## BEGIN

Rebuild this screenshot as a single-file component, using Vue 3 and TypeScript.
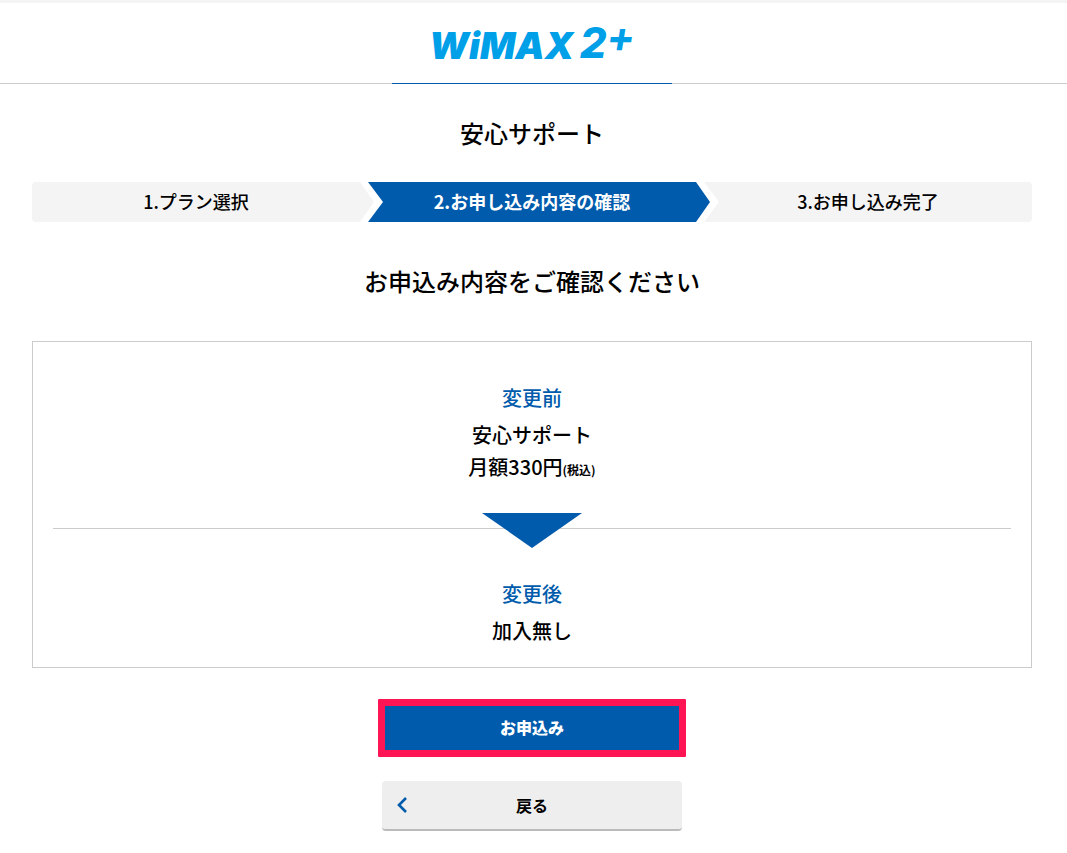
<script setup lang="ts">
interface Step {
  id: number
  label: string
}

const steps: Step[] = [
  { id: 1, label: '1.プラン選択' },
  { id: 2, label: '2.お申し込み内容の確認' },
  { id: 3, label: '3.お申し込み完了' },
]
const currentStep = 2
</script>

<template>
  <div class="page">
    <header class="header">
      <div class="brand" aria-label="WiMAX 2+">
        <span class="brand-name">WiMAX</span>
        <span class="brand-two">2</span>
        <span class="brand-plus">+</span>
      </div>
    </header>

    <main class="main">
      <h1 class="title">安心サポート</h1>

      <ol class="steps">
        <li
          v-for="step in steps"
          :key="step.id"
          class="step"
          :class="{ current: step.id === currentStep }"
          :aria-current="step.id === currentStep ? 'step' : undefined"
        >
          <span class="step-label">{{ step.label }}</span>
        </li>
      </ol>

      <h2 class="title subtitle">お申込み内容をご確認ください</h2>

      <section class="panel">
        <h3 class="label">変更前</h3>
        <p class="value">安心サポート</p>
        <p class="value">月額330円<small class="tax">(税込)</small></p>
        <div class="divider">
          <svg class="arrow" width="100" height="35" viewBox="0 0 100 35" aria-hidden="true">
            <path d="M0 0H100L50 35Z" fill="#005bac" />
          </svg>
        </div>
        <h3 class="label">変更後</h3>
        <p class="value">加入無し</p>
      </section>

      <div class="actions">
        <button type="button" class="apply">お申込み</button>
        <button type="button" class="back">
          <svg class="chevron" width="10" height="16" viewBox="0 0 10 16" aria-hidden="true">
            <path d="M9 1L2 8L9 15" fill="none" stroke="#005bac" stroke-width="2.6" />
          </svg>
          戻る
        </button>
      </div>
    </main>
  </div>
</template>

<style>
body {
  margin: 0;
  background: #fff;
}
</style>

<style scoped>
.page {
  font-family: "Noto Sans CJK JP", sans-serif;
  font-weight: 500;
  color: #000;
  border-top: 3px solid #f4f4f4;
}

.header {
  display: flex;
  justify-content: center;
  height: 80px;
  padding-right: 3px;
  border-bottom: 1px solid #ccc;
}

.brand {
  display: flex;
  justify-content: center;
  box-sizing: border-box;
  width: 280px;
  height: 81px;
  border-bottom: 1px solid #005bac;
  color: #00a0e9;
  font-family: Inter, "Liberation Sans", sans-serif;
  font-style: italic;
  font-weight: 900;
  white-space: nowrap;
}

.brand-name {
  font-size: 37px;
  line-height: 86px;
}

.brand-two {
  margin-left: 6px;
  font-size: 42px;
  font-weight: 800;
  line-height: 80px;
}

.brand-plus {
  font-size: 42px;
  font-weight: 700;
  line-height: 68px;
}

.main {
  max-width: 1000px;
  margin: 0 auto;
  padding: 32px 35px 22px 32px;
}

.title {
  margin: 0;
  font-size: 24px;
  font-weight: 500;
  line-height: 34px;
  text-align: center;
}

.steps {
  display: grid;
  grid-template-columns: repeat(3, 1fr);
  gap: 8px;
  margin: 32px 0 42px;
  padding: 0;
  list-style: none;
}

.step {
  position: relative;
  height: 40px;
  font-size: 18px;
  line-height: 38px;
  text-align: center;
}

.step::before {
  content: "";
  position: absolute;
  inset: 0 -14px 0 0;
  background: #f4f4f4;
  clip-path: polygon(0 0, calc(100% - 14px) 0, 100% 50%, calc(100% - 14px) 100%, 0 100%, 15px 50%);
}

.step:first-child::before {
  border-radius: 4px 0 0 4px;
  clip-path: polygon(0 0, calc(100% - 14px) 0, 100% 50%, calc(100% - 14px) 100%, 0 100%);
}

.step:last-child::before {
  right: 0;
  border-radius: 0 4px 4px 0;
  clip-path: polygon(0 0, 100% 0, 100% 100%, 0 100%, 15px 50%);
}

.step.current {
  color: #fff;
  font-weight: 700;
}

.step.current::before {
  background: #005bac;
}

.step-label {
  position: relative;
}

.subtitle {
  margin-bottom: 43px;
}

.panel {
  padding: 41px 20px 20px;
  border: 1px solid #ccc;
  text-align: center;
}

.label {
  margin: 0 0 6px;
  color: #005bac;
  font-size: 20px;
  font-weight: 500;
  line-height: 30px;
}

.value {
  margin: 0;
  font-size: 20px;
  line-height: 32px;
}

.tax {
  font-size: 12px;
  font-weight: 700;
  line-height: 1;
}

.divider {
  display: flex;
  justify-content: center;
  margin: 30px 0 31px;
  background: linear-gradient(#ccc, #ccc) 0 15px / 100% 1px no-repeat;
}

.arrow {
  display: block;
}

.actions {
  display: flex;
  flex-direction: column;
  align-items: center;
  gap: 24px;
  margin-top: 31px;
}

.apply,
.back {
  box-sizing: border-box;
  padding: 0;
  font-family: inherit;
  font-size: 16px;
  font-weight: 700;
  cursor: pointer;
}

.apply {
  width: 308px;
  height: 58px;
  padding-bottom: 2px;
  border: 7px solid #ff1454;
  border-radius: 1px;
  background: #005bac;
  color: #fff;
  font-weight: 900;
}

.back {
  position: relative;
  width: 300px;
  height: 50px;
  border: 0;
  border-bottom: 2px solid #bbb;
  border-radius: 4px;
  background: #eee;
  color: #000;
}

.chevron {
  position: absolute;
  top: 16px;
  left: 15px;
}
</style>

## END

#### Exercise:
Reproduce the material above in full, exactly, with no images.

#### Answer to this exercise:
Rebuild this screenshot as a single-file component, using Vue 3 and TypeScript.
<script setup lang="ts">
interface Step {
  id: number
  label: string
}

const steps: Step[] = [
  { id: 1, label: '1.プラン選択' },
  { id: 2, label: '2.お申し込み内容の確認' },
  { id: 3, label: '3.お申し込み完了' },
]
const currentStep = 2
</script>

<template>
  <div class="page">
    <header class="header">
      <div class="brand" aria-label="WiMAX 2+">
        <span class="brand-name">WiMAX</span>
        <span class="brand-two">2</span>
        <span class="brand-plus">+</span>
      </div>
    </header>

    <main class="main">
      <h1 class="title">安心サポート</h1>

      <ol class="steps">
        <li
          v-for="step in steps"
          :key="step.id"
          class="step"
          :class="{ current: step.id === currentStep }"
          :aria-current="step.id === currentStep ? 'step' : undefined"
        >
          <span class="step-label">{{ step.label }}</span>
        </li>
      </ol>

      <h2 class="title subtitle">お申込み内容をご確認ください</h2>

      <section class="panel">
        <h3 class="label">変更前</h3>
        <p class="value">安心サポート</p>
        <p class="value">月額330円<small class="tax">(税込)</small></p>
        <div class="divider">
          <svg class="arrow" width="100" height="35" viewBox="0 0 100 35" aria-hidden="true">
            <path d="M0 0H100L50 35Z" fill="#005bac" />
          </svg>
        </div>
        <h3 class="label">変更後</h3>
        <p class="value">加入無し</p>
      </section>

      <div class="actions">
        <button type="button" class="apply">お申込み</button>
        <button type="button" class="back">
          <svg class="chevron" width="10" height="16" viewBox="0 0 10 16" aria-hidden="true">
            <path d="M9 1L2 8L9 15" fill="none" stroke="#005bac" stroke-width="2.6" />
          </svg>
          戻る
        </button>
      </div>
    </main>
  </div>
</template>

<style>
body {
  margin: 0;
  background: #fff;
}
</style>

<style scoped>
.page {
  font-family: "Noto Sans CJK JP", sans-serif;
  font-weight: 500;
  color: #000;
  border-top: 3px solid #f4f4f4;
}

.header {
  display: flex;
  justify-content: center;
  height: 80px;
  padding-right: 3px;
  border-bottom: 1px solid #ccc;
}

.brand {
  display: flex;
  justify-content: center;
  box-sizing: border-box;
  width: 280px;
  height: 81px;
  border-bottom: 1px solid #005bac;
  color: #00a0e9;
  font-family: Inter, "Liberation Sans", sans-serif;
  font-style: italic;
  font-weight: 900;
  white-space: nowrap;
}

.brand-name {
  font-size: 37px;
  line-height: 86px;
}

.brand-two {
  margin-left: 6px;
  font-size: 42px;
  font-weight: 800;
  line-height: 80px;
}

.brand-plus {
  font-size: 42px;
  font-weight: 700;
  line-height: 68px;
}

.main {
  max-width: 1000px;
  margin: 0 auto;
  padding: 32px 35px 22px 32px;
}

.title {
  margin: 0;
  font-size: 24px;
  font-weight: 500;
  line-height: 34px;
  text-align: center;
}

.steps {
  display: grid;
  grid-template-columns: repeat(3, 1fr);
  gap: 8px;
  margin: 32px 0 42px;
  padding: 0;
  list-style: none;
}

.step {
  position: relative;
  height: 40px;
  font-size: 18px;
  line-height: 38px;
  text-align: center;
}

.step::before {
  content: "";
  position: absolute;
  inset: 0 -14px 0 0;
  background: #f4f4f4;
  clip-path: polygon(0 0, calc(100% - 14px) 0, 100% 50%, calc(100% - 14px) 100%, 0 100%, 15px 50%);
}

.step:first-child::before {
  border-radius: 4px 0 0 4px;
  clip-path: polygon(0 0, calc(100% - 14px) 0, 100% 50%, calc(100% - 14px) 100%, 0 100%);
}

.step:last-child::before {
  right: 0;
  border-radius: 0 4px 4px 0;
  clip-path: polygon(0 0, 100% 0, 100% 100%, 0 100%, 15px 50%);
}

.step.current {
  color: #fff;
  font-weight: 700;
}

.step.current::before {
  background: #005bac;
}

.step-label {
  position: relative;
}

.subtitle {
  margin-bottom: 43px;
}

.panel {
  padding: 41px 20px 20px;
  border: 1px solid #ccc;
  text-align: center;
}

.label {
  margin: 0 0 6px;
  color: #005bac;
  font-size: 20px;
  font-weight: 500;
  line-height: 30px;
}

.value {
  margin: 0;
  font-size: 20px;
  line-height: 32px;
}

.tax {
  font-size: 12px;
  font-weight: 700;
  line-height: 1;
}

.divider {
  display: flex;
  justify-content: center;
  margin: 30px 0 31px;
  background: linear-gradient(#ccc, #ccc) 0 15px / 100% 1px no-repeat;
}

.arrow {
  display: block;
}

.actions {
  display: flex;
  flex-direction: column;
  align-items: center;
  gap: 24px;
  margin-top: 31px;
}

.apply,
.back {
  box-sizing: border-box;
  padding: 0;
  font-family: inherit;
  font-size: 16px;
  font-weight: 700;
  cursor: pointer;
}

.apply {
  width: 308px;
  height: 58px;
  padding-bottom: 2px;
  border: 7px solid #ff1454;
  border-radius: 1px;
  background: #005bac;
  color: #fff;
  font-weight: 900;
}

.back {
  position: relative;
  width: 300px;
  height: 50px;
  border: 0;
  border-bottom: 2px solid #bbb;
  border-radius: 4px;
  background: #eee;
  color: #000;
}

.chevron {
  position: absolute;
  top: 16px;
  left: 15px;
}
</style>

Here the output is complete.